The Holbrook Team researches many species of carnivores across Wyoming, including red and swift foxes. Graduate student Kelsie Buxbaum is entering her third year of swift fox research in the state, studying habitat and resource use of the animal in traditional and expanding areas of their range. She was able to apply trapping and handling techniques developed during her research to the airport rescue effort. Buxbaum expressed gratitude to the managers of the airport for providing the opportunity to trap these foxes. 

“It was a huge win for us and the foxes,” said Buxbaum. “The airport allowed us to work across two nights to get the foxes used to the trap on the first night, and then open traps on the second night. This is a technique I’ve used during my graduate research that really improves our ability to catch foxes.”

The Holbrook Team was able to capture five foxes on the second night of trapping. Airport staff trapped two additional foxes on subsequent nights. An additional bonus of the Holbrook Team’s involvement in the relocation effort was some of the foxes being outfitted with GPS collars, thanks to funding from the Bureau of Land Management, before they were released at Pilot Hill. Adding these collar data to the data collected by Buxbaum and other members of the Holbrook Team will advance scientific understanding about the species. This will also help inform Game and Fish management of swift foxes in the future.

Recreational users of the Pilot Hill area may notice these collared foxes. Game and Fish and the Holbrook Team request that recreationists avoid actions that could cause stress to these animals. Swift foxes can become stressed by encounters with unleashed pets or close encounters with humans. They are naturally skittish, but are prone to encounters when using a den area. If you see swift foxes around a den, please leash your pets and give them space. Observing foxes from a safe distance (50 yards) with binoculars can be a very entertaining experience!

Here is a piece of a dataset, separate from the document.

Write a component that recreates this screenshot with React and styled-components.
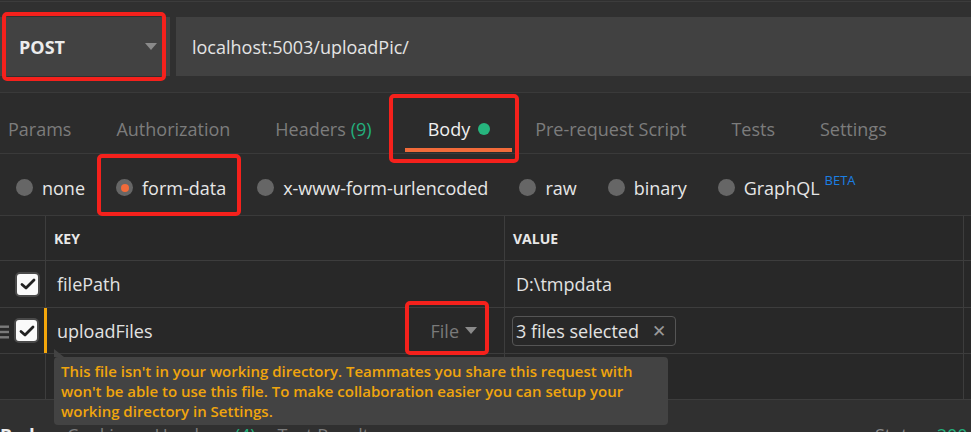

Swift foxes are seemingly increasing their range in Wyoming, but populations in other states are in decline. This species is of national concern, and maintaining healthy populations in Wyoming is important. Swift foxes cannot be hunted or trapped, but are sometimes mistaken for coyote pups. The two can be differentiated by observing the size and shape of the frame, and by the dark patches on either side of the muzzle of a swift fox. Adult swift foxes are about the size of a large house cat.